To figure out the "Head Gasket Volume" (HGV) simply use the same formula as you used up above to figure out the cylinder volume, just substitute the radius of the head gasket ID (usually BIGGER than the bore, so measure it!) and use the thickness of the gasket (preferably the compressed thickness from a used head gasket) as a substitute in the above equation for "stroke". Divide your answer as before by 1000 and you'll have the HGV. Write this down also.
The "Deck Height Volume" (DHV) is again calculated using the same basic formula. But you must either note the Deck Height during disassembly or put the piston temporarily back on the rod, slide the cylinder down over the piston (onto a fresh base gasket but you don't need rings) and use a couple of head or base nuts to pull it down firmly against the cases. Bring the piston up to TDC and use the depth measuring probe from a vernier or dial type caliper to determine how much below or above the top of the cylinder the piston crown edge is. VERY IMPORTANT! Check it inline with the wrist pin so the piston will not tilt on its' wrist pin axis during measurement. In the formula, use bore size again and substitute the deck height for the stroke. If the deck height was ABOVE the cylinder at TDC, put a negative sign (-) in front of your calculated answer. If the deck height was BELOW the top of the cylinder at TDC, leave the calculated answer as is (positive). Record this number as DHV.
To determine the "Piston Crown Displacement Volume", first put the top ring only back on the piston. Make sure you have cleaned all the excess deposits from the piston crown so you will get an accurate measurement of volume. Next coat the last inch at the inside top of the cylinder with a layer of grease about 1/16" thick all the way around. Carefully compress the ring and install the piston from the bottom of the cylinder. Push the piston up the cylinder to within approximately 1/2" from the top of the bore. Make sure you don't push it so far that the top of the crown protrudes above the top of the bore. Carefully hold the piston in place and wipe all the remaining grease from the top of the piston crown with clean rag(s). The ring tension and grease will normally maintain the piston's position in the bore after you have cleaned the crown. Now use the depth probe on your dial type caliper to measure from the bore top down to the piston crown edge.
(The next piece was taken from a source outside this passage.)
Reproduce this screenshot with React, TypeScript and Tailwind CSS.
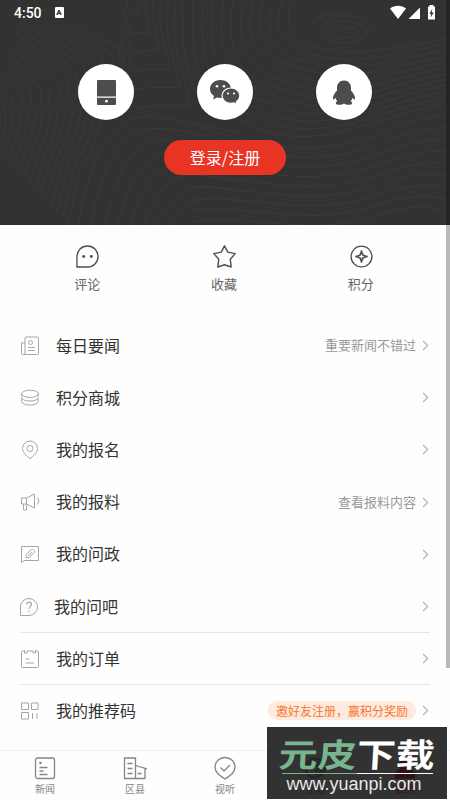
import React from 'react';
import { ChevronRight } from 'lucide-react';
import clsx from 'clsx';

interface IconProps {
    className?: string;
}

interface MenuItem {
    label: string;
    icon: React.ReactNode;
    note?: string;
    badge?: string;
    divider?: boolean;
    shifted?: boolean;
}

// Each contour family blends from one curve to another
const contours = [
    { n: 14, from: [-5, 90, -3, 94, 0, 98, 2, 102, 4, 106, 5, 109, 5, 112], to: [30, -4, 60, 32, 95, 30, 118, 48, 128, 62, 126, 90, 104, 108] },
    { n: 6, from: [126, 0, 127, 4, 129, 14, 130, 14, 134, 15, 137, 14, 139, 14], to: [118, 44, 120, 70, 128, 90, 134, 108, 155, 105, 170, 106, 190, 106] },
    { n: 6, from: [139, 14, 139, 10, 139, 6, 138, 0, 138, -2, 138, -3, 138, -4], to: [190, 106, 188, 85, 176, 60, 175, 40, 174, 25, 175, 10, 176, -4] },
    { n: 12, from: [182, -4, 186, 50, 172, 100, 245, 122, 310, 158, 370, 118, 446, 103], to: [296, -4, 278, 20, 292, 46, 325, 49, 360, 56, 400, 48, 446, 38] },
    { n: 9, from: [200, 128, 245, 140, 275, 150, 320, 147, 375, 145, 395, 120, 446, 115], to: [190, 222, 250, 215, 300, 232, 350, 222, 375, 218, 410, 198, 446, 212] },
    { n: 14, from: [5, 112, 6, 120, 6, 125, 4, 132, 2, 140, 0, 144, -5, 150], to: [104, 108, 98, 130, 96, 145, 84, 162, 74, 180, 76, 205, 66, 225] },
    { n: 8, from: [78, 225, 88, 170, 104, 122, 140, 117, 170, 114, 200, 128, 240, 132], to: [170, 225, 178, 215, 190, 200, 205, 199, 220, 196, 230, 202, 250, 202] },
];

function blend(from: number[], to: number[], t: number) {
    const p = from.map((v, i) => (v + (to[i] - v) * t).toFixed(1));
    return `M${p[0]} ${p[1]}C${p.slice(2).join(' ')}`;
}

function Contours() {
    return (
        <svg className="absolute inset-0" width="450" height="225" fill="none" stroke="#3a3a3a" strokeWidth="1">
            {contours.map((c, i) =>
                Array.from({ length: c.n }, (_, k) => (
                    <path key={`${i}-${k}`} d={blend(c.from, c.to, k / (c.n - 1))} />
                ))
            )}
            <path d="M326 31c2-5 9-4 15-4 8 0 16 1 19 5-3 6-12 6-20 6-7-1-13-2-14-7z" />
            <path d="M320 30c3-9 13-9 22-9 12 0 22 4 25 11-3 10-14 11-24 11-11 0-22-3-23-13z" />
            <path d="M311 25c4-10 18-11 31-11 16 0 31 7 34 17" />
        </svg>
    );
}

const SmileBubble = ({ className }: IconProps) => (
    <svg className={className} viewBox="0 0 24 24" fill="none" stroke="currentColor" strokeWidth="1.4">
        <path d="M12 1a11 11 0 0 1 0 22H1V12A11 11 0 0 1 12 1z" strokeLinejoin="round" />
        <circle cx="8" cy="12" r="1.5" fill="currentColor" stroke="none" />
        <circle cx="16" cy="12" r="1.5" fill="currentColor" stroke="none" />
    </svg>
);

const StarIcon = ({ className }: IconProps) => (
    <svg className={className} viewBox="0 0 24 24" fill="none" stroke="currentColor" strokeWidth="1.5" strokeLinejoin="round">
        <path d="M12 1l3.400 6.400 7.800 1.600-5.200 5.800 1 8.200-7-2.400L5 23l1-8.200L.8 9l7.800-1.600z" />
    </svg>
);

const PointsIcon = ({ className }: IconProps) => (
    <svg className={className} viewBox="0 0 24 24" fill="none" stroke="currentColor" strokeWidth="1.4" strokeLinejoin="round">
        <circle cx="12" cy="12" r="10.9" />
        <path d="M12 7l1.500 3.500L17 12l-3.500 1.500L12 17l-1.500-3.500L7 12l3.500-1.500z" strokeWidth="1.8" />
        <path d="M12 5.500v2M12 16.500v2M5.500 12h2M16.500 12h2" />
    </svg>
);

const RowIcon = ({ children }: { children: React.ReactNode }) => (
    <svg className="h-5 w-5 text-[#a6a6a6]" viewBox="0 0 20 20" fill="none" stroke="currentColor" strokeWidth="1" strokeLinejoin="round">
        {children}
    </svg>
);

const menu: MenuItem[] = [
    {
        label: '每日要闻',
        note: '重要新闻不错过',
        icon: (
            <RowIcon>
                <path d="M5 18.500V2a1 1 0 0 1 1-1h11.500a1 1 0 0 1 1 1v15.500a1 1 0 0 1-1 1h-15a1 1 0 0 1-1-1V7H5" />
                <circle cx="10.500" cy="6.500" r="2" />
                <path d="M8 11.500h7M8 14.500h7" />
            </RowIcon>
        ),
    },
    {
        label: '积分商城',
        icon: (
            <RowIcon>
                <ellipse cx="10" cy="5.800" rx="8.300" ry="3.600" />
                <path d="M1.700 9.300c0 5 16.600 5 16.600 0M1.700 13.300c0 5 16.600 5 16.600 0M1.700 5.800v2.700M18.300 5.800v2.700M1.700 10.500v2.800M18.300 10.500v2.800" />
            </RowIcon>
        ),
    },
    {
        label: '我的报名',
        icon: (
            <RowIcon>
                <path d="M10 18.800C6 15.500 2.500 12 2.500 8.500a7.500 7.500 0 0 1 15 0C17.500 12 14 15.500 10 18.800z" />
                <circle cx="10" cy="8.500" r="3" />
            </RowIcon>
        ),
    },
    {
        label: '我的报料',
        note: '查看报料内容',
        icon: (
            <RowIcon>
                <path d="M1.500 6h5l8-4v14l-8-4h-5zM6.500 6v6M3.500 12v6h3v-6M17 5.500c2.300 1.500 2.300 5.500 0 7" />
            </RowIcon>
        ),
    },
    {
        label: '我的问政',
        icon: (
            <RowIcon>
                <path d="M1.500 2.500h17v14H4l-2.500 2z" />
                <path d="M6 13.800l.3-3.300 5-5c1.300-1.300 4.200 1.500 2.900 2.900l-5 5zM8 12l4-4" />
            </RowIcon>
        ),
    },
    {
        label: '我的问吧',
        divider: true,
        shifted: true,
        icon: (
            <RowIcon>
                <path d="M10 1.500a8.500 8.500 0 0 1 0 17H1.500V10A8.500 8.500 0 0 1 10 1.500z" />
                <path d="M7.500 7.500c0-3.300 5-3.300 5 0 0 2-2.500 2.200-2.500 4.500M10 13.500v1.300" strokeWidth="1.200" />
            </RowIcon>
        ),
    },
    {
        label: '我的订单',
        divider: true,
        icon: (
            <RowIcon>
                <path d="M4 2H2.500a1 1 0 0 0-1 1v14.500a1 1 0 0 0 1 1h15a1 1 0 0 0 1-1V3a1 1 0 0 0-1-1H16" />
                <path d="M4.500 1v3H7V2h6v2h2.500V1M5.500 10h4M5.500 14h8.500" />
            </RowIcon>
        ),
    },
    {
        label: '我的推荐码',
        badge: '邀好友注册，赢积分奖励',
        icon: (
            <RowIcon>
                <path d="M1.500 2H8.500v6.500h-7zM11.500 2h6.500v6.500h-6.500zM1.500 11.500h7V18h-7zM12.500 12v6M17 12v6" />
            </RowIcon>
        ),
    },
];

const TabIcon = ({ children }: { children: React.ReactNode }) => (
    <svg className="h-6 w-6" viewBox="0 0 24 24" fill="none" stroke="currentColor" strokeWidth="1.3" strokeLinejoin="round">
        {children}
    </svg>
);

const tabs = [
    {
        label: '新闻',
        icon: (
            <TabIcon>
                <rect x="2.500" y="2" width="19" height="20.500" rx="2" />
                <path d="M6.500 11.500h8M6.500 15h4M6.500 18.500h8" />
                <circle cx="7.500" cy="7" r="1.300" fill="currentColor" stroke="none" />
            </TabIcon>
        ),
    },
    {
        label: '区县',
        icon: (
            <TabIcon>
                <path d="M1.500 22.500V2h11v20.500zM12.500 9.500l11.500 3.500M22 12.500v10h-9.500M4.500 7.500h5M4.500 12.500h5M4.500 17.500h5M14.500 17.500h4" />
            </TabIcon>
        ),
    },
    {
        label: '视听',
        icon: (
            <TabIcon>
                <path d="M12 23C6.500 19.500 2 16.500 2 11a10 9.500 0 0 1 20 0c0 5.500-4.500 8.500-10 12z" />
                <path d="M7.500 11.500l3.500 3.500 6-6" />
            </TabIcon>
        ),
    },
    {
        label: '互动',
        icon: (
            <TabIcon>
                <circle cx="12" cy="12" r="9.500" strokeWidth="2" />
                <path d="M5.500 12a6.500 6.500 0 1 1 6.500 6.500M9 12a3 3 0 1 1 3 3" strokeWidth="2" />
            </TabIcon>
        ),
    },
    {
        label: '我的',
        active: true,
        icon: (
            <TabIcon>
                <circle cx="12" cy="8" r="6" fill="currentColor" />
                <path d="M2.500 22v-3c0-4 4-6 9.500-6s9.500 2 9.500 6v3z" fill="currentColor" />
            </TabIcon>
        ),
    },
];

function StatusBar() {
    return (
        <div className="relative flex h-6 items-center px-[14px] pt-px text-white">
            <span className="pt-px font-[Roboto] text-[14px] font-medium">4:50</span>
            <div className="ml-[13px] flex h-[11px] w-[9px] items-center justify-center rounded-[1px] bg-white font-[Roboto] text-[8px] font-black text-[#333]">
                A
            </div>
            <svg className="ml-auto h-[18px] w-[46px]" viewBox="0 0 46 18" fill="#fff">
                <path d="M0 4.500C4.500.8 11.500.8 16 4.500L8 15z" />
                <path d="M30 3.500V15H18.500z" />
                <path d="M39.500 2.500V1h4v1.500H45v13h-7v-13z" />
                <path d="M42.300 5l-3 4.700h1.900l-.7 4 3.200-5.200h-2z" fill="#333" />
            </svg>
        </div>
    );
}

function LoginHeader() {
    return (
        <header className="relative h-[225px] bg-[#323232]">
            <Contours />
            <StatusBar />
            <div className="relative mt-10 flex gap-[63px] pl-[78px]">
                <button className="flex h-14 w-14 items-center justify-center rounded-full bg-white">
                    <svg className="h-[25px] w-[19px]" viewBox="0 0 19 25">
                        <path d="M1 0h17a1 1 0 0 1 1 1v15.500H0V1a1 1 0 0 1 1-1zM0 17.800h19V24a1 1 0 0 1-1 1H1a1 1 0 0 1-1-1z" fill="#4d4d4d" />
                        <circle cx="9.500" cy="21.200" r="1.400" fill="#fff" />
                    </svg>
                </button>
                <button className="flex h-14 w-14 items-center justify-center rounded-full bg-white">
                    <svg className="h-[26px] w-[32px]" viewBox="0 0 32 26">
                        <path d="M11.500 1C5.500 1 1 5 1 10c0 3 1.500 5.300 4 7l-1 3.500 4-2c1 .3 2.300.5 3.500.5C17.500 19 22 15 22 10S17.500 1 11.500 1z" fill="#4d4d4d" />
                        <path d="M22 9c-5 0-9 3.300-9 7.700s4 7.600 9 7.600c1 0 2-.2 3-.4l3.200 1.800-.8-3c2.200-1.500 3.400-3.500 3.400-6C30.800 12.300 27 9 22 9z" fill="#4d4d4d" stroke="#fff" strokeWidth="1.200" />
                        <g fill="#fff">
                            <circle cx="8" cy="7.300" r="1.300" />
                            <circle cx="15" cy="7.300" r="1.300" />
                            <circle cx="19" cy="14.500" r="1.100" />
                            <circle cx="25" cy="14.500" r="1.100" />
                        </g>
                    </svg>
                </button>
                <button className="flex h-14 w-14 items-center justify-center rounded-full bg-white">
                    <svg className="h-[25px] w-[22px]" viewBox="0 0 22 25" fill="#4d4d4d">
                        <path d="M11 .5c-4.500 0-7 3.300-7 7.500v2.500C1.500 13 0 16 0 18.500c0 1.500.8 1.500 2.500-.7.300 1.500.9 2.600 1.800 3.500-1.600.7-2.200 3.200.7 3.500 2.500.2 4.500-.1 6-1.300 1.500 1.200 3.500 1.500 6 1.300 2.900-.3 2.300-2.800.7-3.500.9-.9 1.500-2 1.800-3.500 1.700 2.200 2.500 2.200 2.500.7 0-2.500-1.500-5.500-4-8V8c0-4.200-2.500-7.500-7-7.500z" />
                    </svg>
                </button>
            </div>
            <button className="relative mt-5 ml-[164px] flex h-[35px] w-[122px] items-center justify-center rounded-full bg-[#e93323] pb-[2px] text-[16px] text-white">
                登录/注册
            </button>
        </header>
    );
}

function QuickLinks() {
    const links = [
        { label: '评论', Icon: SmileBubble },
        { label: '收藏', Icon: StarIcon },
        { label: '积分', Icon: PointsIcon },
    ];
    return (
        <div className="ml-[19px] grid h-[94px] w-[410px] grid-cols-3 pt-5">
            {links.map(({ label, Icon }) => (
                <div key={label} className="flex flex-col items-center text-[#505050]">
                    <Icon className="ml-px h-[23px] w-[23px]" />
                    <span className="mt-[6px] text-[13px] leading-5 text-[#666]">{label}</span>
                </div>
            ))}
        </div>
    );
}

function MenuRow({ item }: { item: MenuItem }) {
    return (
        <div
            className={clsx(
                'flex h-[52.2px] items-center border-b',
                item.divider ? 'border-[#e5e5e5]' : 'border-transparent'
            )}
        >
            <span className={clsx(item.shifted && '-ml-px')}>{item.icon}</span>
            <span className={clsx('-mt-[2px] text-[16px] text-[#333]', item.shifted ? 'ml-[15px]' : 'ml-4')}>{item.label}</span>
            <span className="-mt-px ml-auto text-[13px] text-[#999]">{item.note}</span>
            {item.badge && (
                <span className="flex h-[19px] items-center rounded-full bg-[#feeadf] px-2 text-[12px] text-[#f5782f]">
                    {item.badge}
                </span>
            )}
            <ChevronRight className="-mr-1 ml-px h-[17px] w-[17px] text-[#b5b5b5]" strokeWidth={1.6} />
        </div>
    );
}

function Watermark() {
    return (
        <div className="absolute top-[727px] left-[267px] flex h-[72px] w-[180px] flex-col items-center bg-[#141414]/87">
            <div className="mt-[9px] flex h-[34px] origin-center scale-y-[0.84] -skew-x-3 items-center text-[39px] leading-none font-bold text-white">
                <span className="text-[#79b48f]">元皮</span>下载
            </div>
            <div className="mt-[3px] flex h-px w-[151px]">
                <div className="w-1/2 bg-[#79b48f]" />
                <div className="w-1/2 bg-white" />
            </div>
            <span className="-ml-[6px] font-['Liberation_Sans'] text-[18px] leading-5 text-[#e8e8e8]">www.yuanpi.com</span>
        </div>
    );
}

export default function App() {
    return (
        <div className="relative h-[800px] w-[450px] overflow-hidden bg-[#fefefe] font-['Noto_Sans_CJK_SC',sans-serif]">
            <LoginHeader />
            <QuickLinks />
            <main className="h-[431px] px-5 pt-px">
                {menu.map((item) => (
                    <MenuRow key={item.label} item={item} />
                ))}
            </main>
            <nav className="grid h-[50px] grid-cols-5 border-t border-[#f0f0f0]">
                {tabs.map((tab) => (
                    <div
                        key={tab.label}
                        className={clsx('flex flex-col items-center pt-[5px]', tab.active ? 'text-[#ff1010]' : 'text-[#858585]')}
                    >
                        {tab.icon}
                        <span className="mt-[2px] text-[10px] leading-[14px]">{tab.label}</span>
                    </div>
                ))}
            </nav>
            {/* scroll indicator */}
            <div className="absolute top-0 right-0 h-[668px] w-1 bg-black/27" />
            <Watermark />
        </div>
    );
}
Do this in three or four places around the bore and "square" the piston in the bore as required to make the distance down the bore equal all the way around the cylinder. Record this distance down the bore to the piston's crown edge. Now put a little border of grease all the way around the top of the cylinder and tilt the head gasket surface again slightly (as you did before when cc'ing the head) on a bench using blocks of wood (or whatever) to support it. Press your plexi plate firmly into the grease to create a good seal and again position the "fill hole" at the high side of your tilt. Fill the upper cylinder area completely up to the fill hole with fluid from your graduated burette once again noting the "before filling" reading. Determine how much fluid you poured into the cylinder when done and record it. NOW, do a calculation using our formula from above again. In the formula, use your cylinder bore size and substitute the distance down the cylinder your piston was positioned for the stroke measurement. The answer is the volume in the upper cylinder above your piston if the piston had a FLAT TOP. Of course, it doesn't, which is why we just cc'd the thing! Subtract from this FLAT TOP calculation your actual cc measurement you just made on your piston. The difference is your actual Piston Crown Displacement Volume (PCDV) for your piston. If it is a positive number, your piston "protrudes" upward while your piston is "recessed" at places in the crown if the number resulting is negative. Record this figure.
OK, now you're ready to figure out your actual combustion chamber's "trapped volume" at exact top dead center. Calculate as follows:
Trapped Vol. = (FPV of combustion chamber) + (HGV) + (DHV) - (PCDV)
Whew! Now go back and calculate your Uncorrected Compression Ratio.......
(Cyl. Vol. + Trapped Vol.) / (Trapped Vol.) = UCCR:1
I hope that this will be of some help to those who take the time to read it and follow it carefully. This is substantially written around a two stroke engine, but the reader should be able to apply all of this to a four stroke engine as well (even the port timing can be compared to valve timing in a four stroke with respect to efficiency and improved fuel/air mixture "trapping" at higher RPM's). It is a very standard procedure embarked upon with each professional engine modification plan.